For the record, the setting you enabled won’t make a difference to which group view mode is “default”; it makes it so that when you nest files within files, so that you get a “stack of papers” icon in the binder, those are treated as de facto folders by the software. By default they will always load as single document files, and otherwise not follow the rules folders do (like how selecting them and pressing Return creates a file at the same level vs nested within it).
As for making Scrivenings your default—there really is no such thing in Scrivener. It always simply uses whatever you were using before, so whenever you change the view mode, that is setting your preference. Beyond that you should check and make sure both editors are set up that way. Split the view, and click on a folder for each split, then set both to Scrivenings. Each can have their own view mode, so if you often open and close splits, it can be missed that one’s underlying setting is Corkboard or Outliner, making it feel like the software is randomly losing your preference.
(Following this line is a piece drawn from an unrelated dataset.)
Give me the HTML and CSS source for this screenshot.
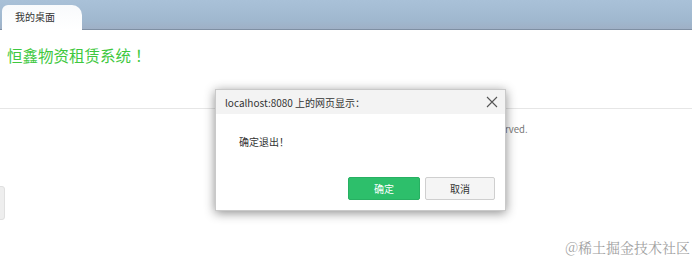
FILE: index.html
```html
<!DOCTYPE html>
<html lang="zh-CN">
<head>
    <meta charset="UTF-8">
    <title>我的桌面</title>
    <link rel="stylesheet" href="styles.css">
</head>
<body>
    <div class="tabbar">
        <div class="tab">我的桌面</div>
    </div>

    <div class="page">
        <h1 class="welcome">恒鑫物资租赁系统<span class="bang">！</span></h1>
        <div class="footer">
            <p>Copyright &copy; 2024 恒鑫物资租赁系统 All rights reserved.</p>
        </div>
    </div>

    <div class="side-handle"></div>

    <div class="dialog">
        <div class="dialog-head">
            <span>localhost:8080 上的网页显示：</span>
            <span class="close">
                <svg width="12" height="12" viewBox="0 0 12 12"><path d="M1 1L11 11M11 1L1 11" stroke="#555" stroke-width="1.1" fill="none"/></svg>
            </span>
        </div>
        <div class="dialog-body">确定退出！</div>
        <div class="dialog-foot">
            <button class="btn btn-ok">确定</button>
            <button class="btn btn-cancel">取消</button>
        </div>
    </div>

    <div class="watermark">@稀土掘金技术社区</div>
</body>
</html>
```

FILE: styles.css
```css
* {
    box-sizing: border-box;
}
body {
    margin: 0;
    font-family: "Noto Sans CJK SC", "Liberation Sans", sans-serif;
    background: #fff;
    color: #333;
    width: 692px;
    height: 266px;
    overflow: hidden;
    position: relative;
}

/* tab bar */
.tabbar {
    height: 30px;
    background: linear-gradient(#a9c1d8, #a0b8cf 70%, #9fb0c6);
    border-bottom: 1px solid #7f8fa3;
    padding: 5px 0 0 2px;
    display: flex;
    align-items: flex-end;
}
.tab {
    width: 80px;
    height: 25px;
    margin-bottom: -1px;
    background: linear-gradient(#f8fafc, #fff);
    border-radius: 6px 10px 0 0;
    font-size: 10px;
    line-height: 24px;
    padding-left: 13px;
    color: #333;
}

/* page */
.welcome {
    margin: 0;
    padding: 14px 0 0 7px;
    height: 78px;
    font-size: 15.5px;
    font-weight: normal;
    color: #3ec83e;
}
.bang {
    margin-left: 4px;
}
.footer {
    border-top: 1px solid #e6e6e6;
    text-align: center;
}
.footer p {
    margin: 13px 0 0;
    font-size: 9.5px;
    color: #777;
    padding-left: 124px;
}

.side-handle {
    position: absolute;
    left: -3px;
    top: 186px;
    width: 8px;
    height: 34px;
    background: #eee;
    border: 1px solid #e0e0e0;
    border-radius: 3px;
}

/* dialog */
.dialog {
    position: absolute;
    left: 215px;
    top: 89px;
    width: 291px;
    height: 122px;
    background: #fff;
    border: 1px solid #c9c9c9;
    box-shadow: 0 2px 10px rgba(0, 0, 0, 0.45);
    display: flex;
    flex-direction: column;
}
.dialog-head {
    height: 24px;
    background: #f3f3f3;
    display: flex;
    align-items: center;
    justify-content: space-between;
    padding: 0 7px 0 9px;
    font-size: 10px;
    color: #333;
}
.close {
    display: flex;
}
.dialog-body {
    padding: 20px 0 0 23px;
    font-size: 10px;
    color: #333;
    flex: 1;
}
.dialog-foot {
    display: flex;
    justify-content: flex-end;
    gap: 5px;
    padding: 0 10px 10px 0;
}
.btn {
    width: 72px;
    height: 23px;
    font-family: inherit;
    font-size: 10px;
    border-radius: 2px;
    padding: 0;
}
.btn-ok {
    background: #2dbf6b;
    border: 1px solid #27b062;
    color: #fff;
}
.btn-cancel {
    width: 70px;
    background: #f5f5f5;
    border: 1px solid #cfcfcf;
    color: #333;
}

.watermark {
    position: absolute;
    right: 2px;
    bottom: 9px;
    font-family: "Noto Serif CJK SC", "Noto Sans CJK SC", serif;
    font-size: 14px;
    color: #a0a0a0;
}
```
Aha! Got it. I’ve alway wondering about that stack of paper documents, and haven’t been sure how to re-create it (I did it once by accident), what it’s called – and what it actually does.
Would you therefore recommend that I un-check it from my preferences?
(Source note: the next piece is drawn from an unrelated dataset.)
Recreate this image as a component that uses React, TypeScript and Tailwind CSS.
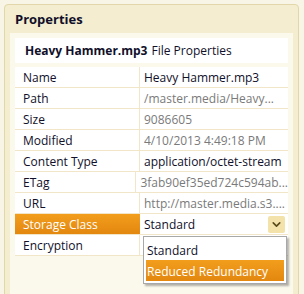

Thank you. I have actually done this, but I have to keep selecting View-> Scrivenings for the same folders. Every time I close/quit and save the project, and then re-open it, I have to go through this process for the same folders in the same Projects. Hence my question. This never happened to me before in Scrivener 2.
It’s a preference, it’s entirely up to you. If you don’t use them much (seemingly only accidentally), then it probably doesn’t matter much either way. Myself, I’ve never once turned that feature off in all the years it has existed. I just want it simple, where “containers” all act the same no matter what icon they have.
You know, considering that your other post involves a critical file (compile.xml) not saving properly when duplicating from it, and now you’re saying a setting in another critical file (ui-common.xml) is lost every time you close it, I’d be seriously considering my data storage situation. Losing settings in files, even if the file where the setting itself is stored is not getting lost, is a concerning thing (settings in files are just words in files, literally, so if words in files get lost for this, are they getting lost from the types of files you write into?). Maybe if you’re using “cloud” servers to host these files it might be worth considering not doing so, or switching to a different vendor.